WHAT NEEDS TO BE DONE: Each entry below is to be transcribed exactly.

· · · ·

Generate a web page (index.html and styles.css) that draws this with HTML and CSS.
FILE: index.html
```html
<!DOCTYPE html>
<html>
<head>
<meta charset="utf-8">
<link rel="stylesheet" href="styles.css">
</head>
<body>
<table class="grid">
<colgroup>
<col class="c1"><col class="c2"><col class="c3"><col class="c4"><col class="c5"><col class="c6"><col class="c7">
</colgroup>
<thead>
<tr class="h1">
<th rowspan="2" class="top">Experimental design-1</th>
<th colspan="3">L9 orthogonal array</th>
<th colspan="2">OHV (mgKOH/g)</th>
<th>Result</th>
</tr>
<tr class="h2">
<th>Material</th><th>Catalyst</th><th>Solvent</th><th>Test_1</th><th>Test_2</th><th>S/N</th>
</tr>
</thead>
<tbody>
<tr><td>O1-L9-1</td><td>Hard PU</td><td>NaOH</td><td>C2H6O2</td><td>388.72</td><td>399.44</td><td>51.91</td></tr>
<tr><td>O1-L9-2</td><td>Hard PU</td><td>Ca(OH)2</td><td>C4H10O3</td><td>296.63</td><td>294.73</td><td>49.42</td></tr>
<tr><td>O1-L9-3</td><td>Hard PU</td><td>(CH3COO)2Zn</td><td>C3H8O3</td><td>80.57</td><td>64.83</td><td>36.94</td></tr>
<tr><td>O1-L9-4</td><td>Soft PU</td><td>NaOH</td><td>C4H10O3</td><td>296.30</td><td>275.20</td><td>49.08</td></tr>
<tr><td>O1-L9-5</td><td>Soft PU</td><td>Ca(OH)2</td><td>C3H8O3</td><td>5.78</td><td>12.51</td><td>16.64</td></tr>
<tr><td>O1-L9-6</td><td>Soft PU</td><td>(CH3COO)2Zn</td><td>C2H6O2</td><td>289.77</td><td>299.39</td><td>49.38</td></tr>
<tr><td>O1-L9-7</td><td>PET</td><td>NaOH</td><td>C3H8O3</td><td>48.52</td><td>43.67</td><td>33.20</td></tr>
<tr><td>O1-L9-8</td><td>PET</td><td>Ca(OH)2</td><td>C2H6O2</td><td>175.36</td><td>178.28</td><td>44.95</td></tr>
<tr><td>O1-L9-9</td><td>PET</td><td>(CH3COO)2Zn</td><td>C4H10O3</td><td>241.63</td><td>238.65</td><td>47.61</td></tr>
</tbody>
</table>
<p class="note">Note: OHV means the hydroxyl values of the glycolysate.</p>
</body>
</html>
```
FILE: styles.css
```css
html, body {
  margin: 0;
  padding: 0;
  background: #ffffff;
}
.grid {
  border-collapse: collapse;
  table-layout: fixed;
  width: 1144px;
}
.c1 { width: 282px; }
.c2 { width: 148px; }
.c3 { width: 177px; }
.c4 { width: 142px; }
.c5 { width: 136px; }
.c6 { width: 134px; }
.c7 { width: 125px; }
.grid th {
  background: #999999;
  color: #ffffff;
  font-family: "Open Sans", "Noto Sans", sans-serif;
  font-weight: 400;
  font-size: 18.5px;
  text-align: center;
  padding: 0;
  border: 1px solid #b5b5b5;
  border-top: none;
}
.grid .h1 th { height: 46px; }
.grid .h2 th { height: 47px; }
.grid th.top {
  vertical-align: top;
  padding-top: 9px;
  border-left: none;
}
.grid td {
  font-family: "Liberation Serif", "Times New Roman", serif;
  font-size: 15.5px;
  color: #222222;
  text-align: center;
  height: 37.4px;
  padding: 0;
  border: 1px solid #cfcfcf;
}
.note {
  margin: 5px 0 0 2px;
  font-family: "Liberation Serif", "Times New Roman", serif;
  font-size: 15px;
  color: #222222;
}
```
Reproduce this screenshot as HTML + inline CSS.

· · · ·

WRITTEN RESPONSE:
Generate a web page (index.html and styles.css) that draws this with HTML and CSS.
FILE: index.html
```html
<!DOCTYPE html>
<html>
<head>
<meta charset="utf-8">
<link rel="stylesheet" href="styles.css">
</head>
<body>
<table class="grid">
<colgroup>
<col class="c1"><col class="c2"><col class="c3"><col class="c4"><col class="c5"><col class="c6"><col class="c7">
</colgroup>
<thead>
<tr class="h1">
<th rowspan="2" class="top">Experimental design-1</th>
<th colspan="3">L9 orthogonal array</th>
<th colspan="2">OHV (mgKOH/g)</th>
<th>Result</th>
</tr>
<tr class="h2">
<th>Material</th><th>Catalyst</th><th>Solvent</th><th>Test_1</th><th>Test_2</th><th>S/N</th>
</tr>
</thead>
<tbody>
<tr><td>O1-L9-1</td><td>Hard PU</td><td>NaOH</td><td>C2H6O2</td><td>388.72</td><td>399.44</td><td>51.91</td></tr>
<tr><td>O1-L9-2</td><td>Hard PU</td><td>Ca(OH)2</td><td>C4H10O3</td><td>296.63</td><td>294.73</td><td>49.42</td></tr>
<tr><td>O1-L9-3</td><td>Hard PU</td><td>(CH3COO)2Zn</td><td>C3H8O3</td><td>80.57</td><td>64.83</td><td>36.94</td></tr>
<tr><td>O1-L9-4</td><td>Soft PU</td><td>NaOH</td><td>C4H10O3</td><td>296.30</td><td>275.20</td><td>49.08</td></tr>
<tr><td>O1-L9-5</td><td>Soft PU</td><td>Ca(OH)2</td><td>C3H8O3</td><td>5.78</td><td>12.51</td><td>16.64</td></tr>
<tr><td>O1-L9-6</td><td>Soft PU</td><td>(CH3COO)2Zn</td><td>C2H6O2</td><td>289.77</td><td>299.39</td><td>49.38</td></tr>
<tr><td>O1-L9-7</td><td>PET</td><td>NaOH</td><td>C3H8O3</td><td>48.52</td><td>43.67</td><td>33.20</td></tr>
<tr><td>O1-L9-8</td><td>PET</td><td>Ca(OH)2</td><td>C2H6O2</td><td>175.36</td><td>178.28</td><td>44.95</td></tr>
<tr><td>O1-L9-9</td><td>PET</td><td>(CH3COO)2Zn</td><td>C4H10O3</td><td>241.63</td><td>238.65</td><td>47.61</td></tr>
</tbody>
</table>
<p class="note">Note: OHV means the hydroxyl values of the glycolysate.</p>
</body>
</html>
```
FILE: styles.css
```css
html, body {
  margin: 0;
  padding: 0;
  background: #ffffff;
}
.grid {
  border-collapse: collapse;
  table-layout: fixed;
  width: 1144px;
}
.c1 { width: 282px; }
.c2 { width: 148px; }
.c3 { width: 177px; }
.c4 { width: 142px; }
.c5 { width: 136px; }
.c6 { width: 134px; }
.c7 { width: 125px; }
.grid th {
  background: #999999;
  color: #ffffff;
  font-family: "Open Sans", "Noto Sans", sans-serif;
  font-weight: 400;
  font-size: 18.5px;
  text-align: center;
  padding: 0;
  border: 1px solid #b5b5b5;
  border-top: none;
}
.grid .h1 th { height: 46px; }
.grid .h2 th { height: 47px; }
.grid th.top {
  vertical-align: top;
  padding-top: 9px;
  border-left: none;
}
.grid td {
  font-family: "Liberation Serif", "Times New Roman", serif;
  font-size: 15.5px;
  color: #222222;
  text-align: center;
  height: 37.4px;
  padding: 0;
  border: 1px solid #cfcfcf;
}
.note {
  margin: 5px 0 0 2px;
  font-family: "Liberation Serif", "Times New Roman", serif;
  font-size: 15px;
  color: #222222;
}
```
Reproduce this screenshot as HTML + inline CSS.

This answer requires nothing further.